The Pennsylvania and Yale tablets (Gilg P and Gilg Y, respectively) appear to come from the same edition, which contained at least four tablets:
the first tablet has not survived, the second deals with the advent of Enkidu, and the third with the preparations for the journey to the Cedar Mountain.
This series implies that there was a fourth tablet describing the journey itself. None of the other Old Babylonian clay tablets belong to the same edition.
However, they contain episodes that can be found in the “canonical” version and not in the Old Babylonian one.
The Akkadian fragment unearthed in Boghozköi (Anatolia), which dates to the 14th-13th century covers part of the journey to the Cedar Forest and the episode of the Bull of Heaven.

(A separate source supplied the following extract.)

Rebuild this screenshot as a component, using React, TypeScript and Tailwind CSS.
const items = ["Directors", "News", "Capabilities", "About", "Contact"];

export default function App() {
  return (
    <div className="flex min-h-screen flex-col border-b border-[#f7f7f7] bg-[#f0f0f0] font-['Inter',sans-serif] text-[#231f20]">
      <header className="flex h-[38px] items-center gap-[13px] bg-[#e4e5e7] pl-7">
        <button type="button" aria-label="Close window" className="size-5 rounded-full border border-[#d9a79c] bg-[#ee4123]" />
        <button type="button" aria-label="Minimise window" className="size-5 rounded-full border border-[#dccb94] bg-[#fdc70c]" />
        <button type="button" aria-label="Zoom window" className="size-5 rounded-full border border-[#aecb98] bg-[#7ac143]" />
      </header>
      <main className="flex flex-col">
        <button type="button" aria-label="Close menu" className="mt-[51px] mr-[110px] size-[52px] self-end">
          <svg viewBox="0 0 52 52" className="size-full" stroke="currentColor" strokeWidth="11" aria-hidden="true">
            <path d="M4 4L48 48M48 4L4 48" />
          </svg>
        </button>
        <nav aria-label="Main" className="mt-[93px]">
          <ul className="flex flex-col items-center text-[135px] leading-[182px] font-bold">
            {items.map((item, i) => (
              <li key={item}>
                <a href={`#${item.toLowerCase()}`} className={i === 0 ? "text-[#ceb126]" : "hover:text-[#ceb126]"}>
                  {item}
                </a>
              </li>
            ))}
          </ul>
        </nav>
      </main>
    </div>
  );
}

The Hittite retelling of the epic (fragmentary and in prose), which was also found in Boghozköi, covers events found in tablets I-V and tablets VII-X of the canonical version and presupposes events from tablet VI.
The tablets clearly suggest the existence of an integrated epic in the Hittite empire but do not prove the existence of an integrated Old Babylonian version.

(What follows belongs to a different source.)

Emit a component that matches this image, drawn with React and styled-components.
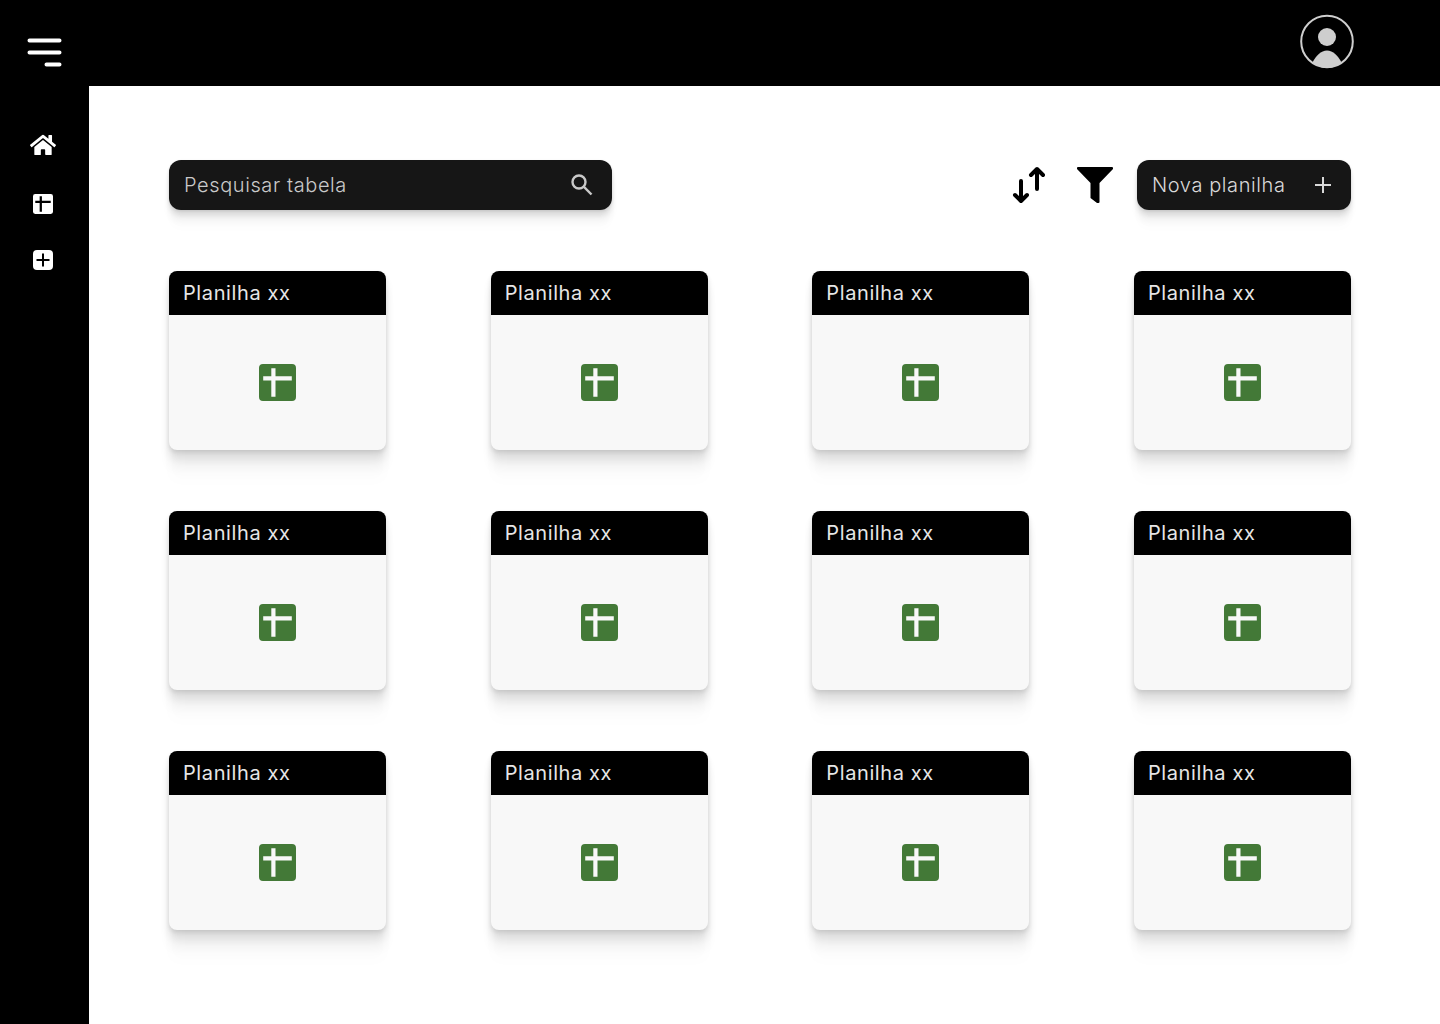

However, there are a number of features in the canonical version that can also be found in the Old Babylonian texts but not the in the Sumerian ones.
The theme that unifies the epic is "Gilgamesh's quest to overcome death in some fashion". A turning point in Gilgamesh's quest is the death of Enkidu, which has this effect on Gilgamesh because Enkidu is not his servant, as in the Sumerian texts, but his friend.

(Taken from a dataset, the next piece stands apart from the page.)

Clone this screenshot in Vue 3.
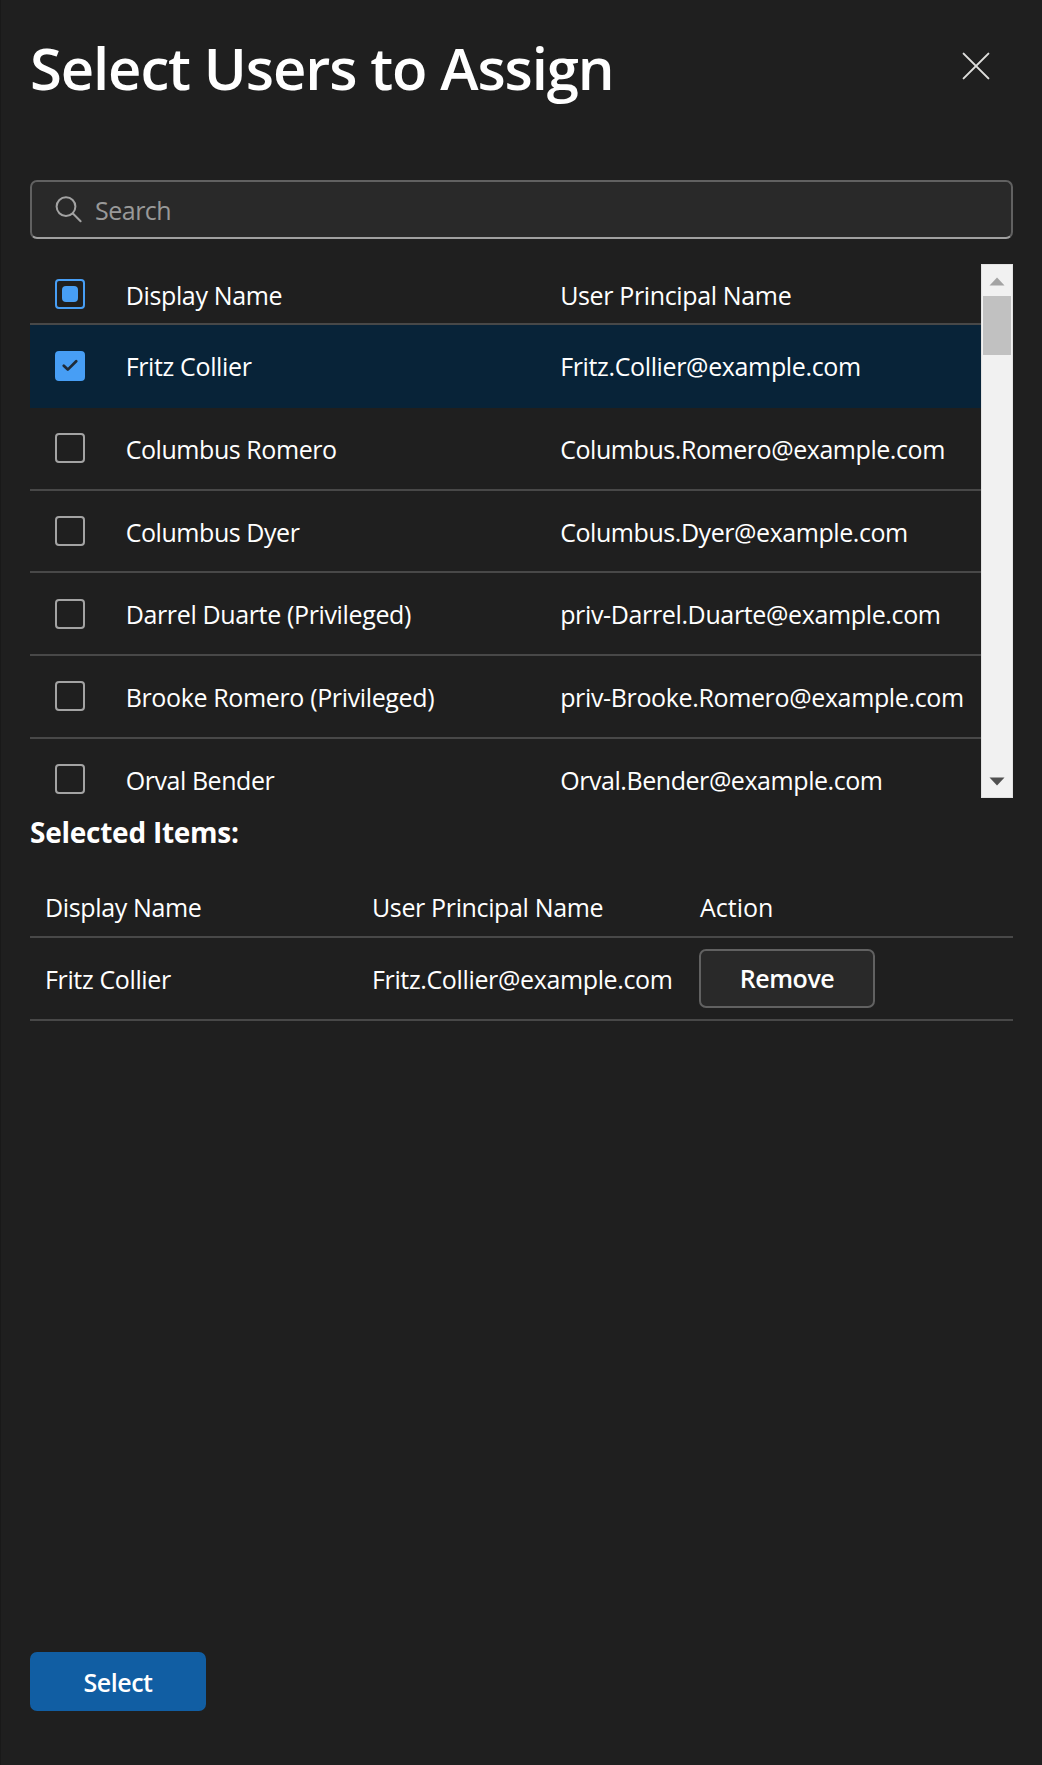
<script setup>
import { ref, computed } from 'vue'

const query = ref('')

const users = ref([
  { name: 'Fritz Collier', upn: 'Fritz.Collier@example.com', selected: true },
  { name: 'Columbus Romero', upn: 'Columbus.Romero@example.com', selected: false, tight: true },
  { name: 'Columbus Dyer', upn: 'Columbus.Dyer@example.com', selected: false, tight: true },
  { name: 'Darrel Duarte (Privileged)', upn: 'priv-Darrel.Duarte@example.com', selected: false },
  { name: 'Brooke Romero (Privileged)', upn: 'priv-Brooke.Romero@example.com', selected: false },
  { name: 'Orval Bender', upn: 'Orval.Bender@example.com', selected: false, tight: true },
])

const selectedUsers = computed(() => users.value.filter((u) => u.selected))
</script>

<template>
  <div class="panel">
    <header class="head">
      <h1>Select Users to Assign</h1>
      <button class="close" aria-label="Close">
        <svg width="28" height="28" viewBox="0 0 28 28" fill="none" stroke="#dededc" stroke-width="2" stroke-linecap="round">
          <path d="M1.6 1.6 26.4 26.4M26.4 1.6 1.6 26.4" />
        </svg>
      </button>
    </header>

    <label class="search">
      <svg width="28" height="28" viewBox="0 0 28 28" fill="none" stroke="#a3a3a3" stroke-width="2" stroke-linecap="round">
        <circle cx="11" cy="10.6" r="9.4" />
        <path d="M17.9 17.5 25.6 25.2" />
      </svg>
      <input v-model="query" type="text" placeholder="Search" />
    </label>

    <section class="list">
      <div class="grid">
        <div class="row header-row">
          <span class="check mixed"><i></i></span>
          <span class="name">Display Name</span>
          <span class="upn">User Principal Name</span>
        </div>
        <div
          v-for="user in users"
          :key="user.upn"
          class="row"
          :class="{ selected: user.selected, tight: user.tight }"
          @click="user.selected = !user.selected"
        >
          <span class="check" :class="{ on: user.selected }">
            <svg v-if="user.selected" width="16" height="13" viewBox="0 0 16 13" fill="none" stroke="#1f2b38" stroke-width="2.7" stroke-linecap="round" stroke-linejoin="round">
              <path d="M1.8 6.8 5.8 10.6 14.2 2.2" />
            </svg>
          </span>
          <span class="name">{{ user.name }}</span>
          <span class="upn">{{ user.upn }}</span>
        </div>
      </div>
      <div class="scrollbar">
        <svg class="arrow" width="16" height="9" viewBox="0 0 16 9"><path d="M8 0.5 15.5 8.5H0.5Z" fill="#a3a3a3" /></svg>
        <div class="thumb"></div>
        <svg class="arrow down" width="16" height="9" viewBox="0 0 16 9"><path d="M8 8.5 15.5 0.5H0.5Z" fill="#505050" /></svg>
      </div>
    </section>

    <h2>Selected Items:</h2>

    <section class="chosen">
      <div class="crow chead">
        <span>Display Name</span>
        <span>User Principal Name</span>
        <span class="action">Action</span>
      </div>
      <div v-for="user in selectedUsers" :key="user.upn" class="crow">
        <span class="cell">{{ user.name }}</span>
        <span class="cell">{{ user.upn }}</span>
        <span><button class="btn" @click="user.selected = false">Remove</button></span>
      </div>
    </section>

    <footer>
      <button class="btn primary">Select</button>
    </footer>
  </div>
</template>

<style>
body {
  background: #1f1f1f;
}
</style>

<style scoped>
* {
  box-sizing: border-box;
}
.panel {
  width: 100%;
  height: 1765px;
  padding: 0 29px 54px;
  display: flex;
  flex-direction: column;
  background: #1f1f1f;
  border-left: 1px solid #191919;
  color: #fff;
  font-family: 'Open Sans', 'Noto Sans', sans-serif;
  font-size: 25px;
  letter-spacing: -0.36px;
  white-space: nowrap;
}
.head {
  height: 180px;
  flex: none;
  display: flex;
  justify-content: space-between;
  align-items: flex-start;
}
h1 {
  margin: 28px 0 0;
  font-size: 58px;
  line-height: 80px;
  font-weight: 600;
  letter-spacing: -1.12px;
}
.close {
  margin: 52px 23px 0 0;
  padding: 0;
  border: 0;
  background: none;
  line-height: 0;
}
.search {
  height: 59px;
  flex: none;
  display: flex;
  align-items: center;
  padding: 0 23px;
  border: 2px solid #616161;
  border-bottom-color: #a0a0a0;
  border-radius: 7px;
  background: #292929;
}
.search input {
  flex: 1;
  min-width: 0;
  margin-left: 12px;
  padding: 0;
  border: 0;
  outline: 0;
  background: none;
  color: #fff;
  font: inherit;
  letter-spacing: -0.5px;
}
.search input::placeholder {
  color: #999;
  opacity: 1;
}
.list {
  height: 533.6px;
  margin-top: 25.4px;
  flex: none;
  display: flex;
  overflow: hidden;
}
.grid {
  flex: 1;
}
.row {
  height: 82.7px;
  display: flex;
  align-items: center;
  padding-left: 25px;
  border-bottom: 2px solid #484848;
}
.header-row {
  height: 61px;
}
.row.selected {
  background: #082338;
  border-bottom-color: #082338;
}
.check {
  width: 30px;
  height: 30px;
  flex: none;
  display: flex;
  align-items: center;
  justify-content: center;
  border: 2px solid #a3a3a3;
  border-radius: 4px;
}
.check.mixed {
  border-color: #479ef5;
}
.check.mixed i {
  width: 16px;
  height: 16px;
  border-radius: 4px;
  background: #479ef5;
}
.check.on {
  border-color: #479ef5;
  background: #479ef5;
}
.name {
  width: 434.5px;
  margin-left: 40.7px;
}
.row .name,
.row .upn {
  line-height: 34px;
  padding-top: 1px;
}
.header-row .name,
.header-row .upn {
  padding-top: 3px;
}
.tight {
  letter-spacing: -0.44px;
}
.scrollbar {
  width: 32px;
  display: flex;
  flex-direction: column;
  align-items: center;
  padding: 12px 0 11px;
  background: #f1f1f1;
  border: 1px solid #e2e2e2;
}
.arrow {
  flex: none;
}
.thumb {
  width: 28px;
  height: 59px;
  margin-top: 10px;
  background: #c1c1c1;
}
.arrow.down {
  margin-top: auto;
}
h2 {
  margin: 15px 0 0;
  font-size: 28px;
  line-height: 38px;
  font-weight: 700;
  letter-spacing: -0.25px;
}
.chosen {
  margin-top: 27px;
}
.crow {
  height: 82.7px;
  display: grid;
  grid-template-columns: 327px 327px 1fr;
  align-items: center;
  padding-left: 15px;
  border-bottom: 2px solid #484848;
}
.chead {
  height: 60px;
}
.action {
  padding-left: 1px;
  letter-spacing: 0;
}
.cell {
  padding-top: 1px;
}
.btn {
  width: 176px;
  height: 59px;
  display: block;
  padding: 0;
  border: 2px solid #616161;
  border-radius: 7px;
  background: #292929;
  color: #fff;
  font: 600 25px / 34px 'Open Sans', 'Noto Sans', sans-serif;
  letter-spacing: -0.45px;
}
.btn.primary {
  border-color: #115ea3;
  background: #115ea3;
}
footer {
  margin-top: auto;
}
</style>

The integrating features related to Enkidu's status and the effect of his death on Gilgamesh were already present in the Old Babylonian fragments.
Gilgamesh's tyranny of Uruk, which motivated the gods to create Enkidu, is also mentioned in the Pennsylvania tablet.
These and several other features are missing in the Sumerian Gilgamesh texts, and they only make sense in the context of an integrated epic.
For Tigay, this confirms the existence of an integrated Old Babylonian Gilgamesh epic.
Walther Sallaberger's book Das Gilgamesch-Epos. Mythos, Werk und Tradition (C. H. Beck, 2008) discusses the Old Babylonian version on pages 69-72.
Sallaberger describes the themes and features that distinguish the Old Babylonian version from the Sumerian Gilgamesh texts and which can also be found in the Standard Babylonian version.
The German Assyriologist does not question the existence of an integrated Old Babylonian Gilgamesh epic.
The paper by Andrew R. George cited by b a (“Shattered tablets and tangled threads: Editing Gilgamesh, then and now”) points out that
[The twelve extant Old Babylonian tablets and fragments] demonstrate that already in the eighteenth century the Babylonian written epic was quite different from the Sumerian poems,
that it was from the start a long poetic narrative bound together by common themes and exhibiting a unified plot.
However, there are differences in wording that suggest that the epic's origin “surely lay in narrative poetry transmitted orally”.
The epic only became more “standardised” in its Standard Babylonian version; this text remained remarkably stable until the last extant manuscript of the epic, which dates from around 130 BC.
What George describes on pages 8-10 of his article is not a comparison of four “versions” of the Standard Babylonian epic, as b a assumes,
but the reconstruction of several lines based on three manuscripts, each of which only provides incomplete lines of the passage in question.
On pages 13-15 he shows how a specific passage evolved over time, and on pages 15-17 he discusses “recensions”, i.e. variations between different manuscripts of the Standard Babylonian epic.
b a's answers seems to interpret George's paper as evidence that there was not even a single Standard Babylonian version,
thereby assuming a concept of sameness of texts that is reasonable for printed text (think Gutenberg, 15th century AD) but which seems anachronistic for literary texts that were copied by hand over the course of many centuries,
and in the case of Gilgamesh, often by apprentice scribes. (In fact, even early printed texts exhibited variation, even within the same print run of, for example, Shakespeare's First Folio.)
Note: b a's answer appears to misinterpret the phrase "Standard Babylonian version" as "standard version".
However, "Standard" is capitalised because it refers to Babylonian (as in "Standard Chinese") and not to "version".
Standard Babylonian refers to a specific literary style used during the Mature and Late periods of Akkadian literature.
This style can be distinguished from the older Hymnic-Epic style. (See Benjamin R. Foster: Before the Muses: An Anthology of Akkadian Literature, CDL Press, 2005, pages 3-4.)
The Standard Babylonian version may be called the “standard version” because that is the version that remained (relatively) stable until the last extant manuscript of the epic.